Five Years In Manhattan
This city will eat you up and spit you out if you’re not careful. There’s a saying that warns, “stay too long, you’ll grow too hard. Move west, you’ll grow too soft.” I admit, I paraphrased it, but you get the idea.
As of this writing I have lived in Manhattan for a little over five years. I was a west coast boy that was once overwhelmed here, and now I’m almost a full-blown New Yorker who walks too fast and has too little patience. Despite the often chaotic weekday morning subway ride – where you may be accosted by homeless men, rats, or pissed off commuters – there is undeniable beauty to this city. Through the pungent wafts of roasting garbage in the summer and the piles of black city snow in the winter, the city’s energy never fails to encourage, inspire, and impress.

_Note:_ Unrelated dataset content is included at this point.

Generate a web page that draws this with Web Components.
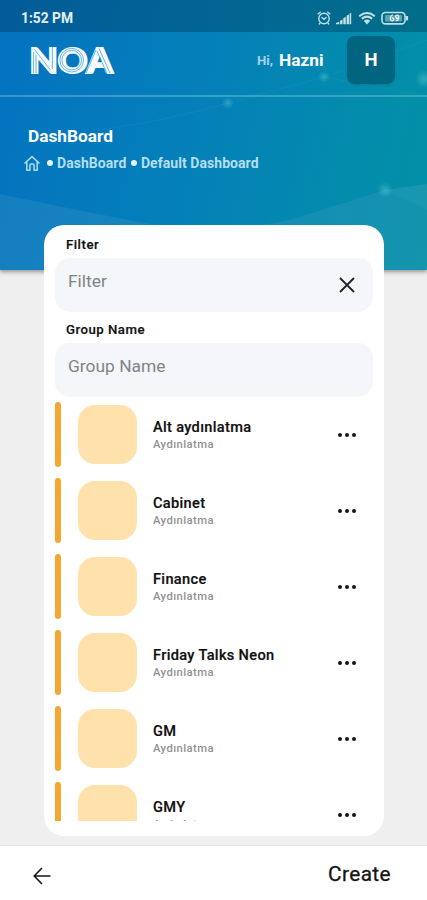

A book I read recently captured these sentiments perfectly. In Rules of Civility, Amor Towles describes a depression-era New York City in the late 1930s. Much of what he illustrated then still rings true today. The story follows two young women – Katey Kontent and Evelyn Ross – as they race to climb the social ladder. By complete happenstance, the women meet a mysterious, wealthy, and handsome banker at a Greenwich Village bar on New Year’s eve in 1937. Tinker Grey, a Gatsbyesque character if I’ve ever met one, changes the lives of these two women forever. They’re soon running in aristocratic circles of both old and new money, and dining at sophisticated establishments like the 21 Club. A tripartite lovers quarrel unfolds, with a horrific accident that disfigures Eve and materially changes their relationships. The novel explores themes of love and betrayal, class struggle and identity. But what it excelled at most was its portrayal of New York City. It was as if Towles dressed up Manhattan in the finest haute-couture and chaperoned us readers to the most decadent gala imaginable. Rules of Civility reminded me why I love New York City, and then made me question why I needed a reminder in the first place.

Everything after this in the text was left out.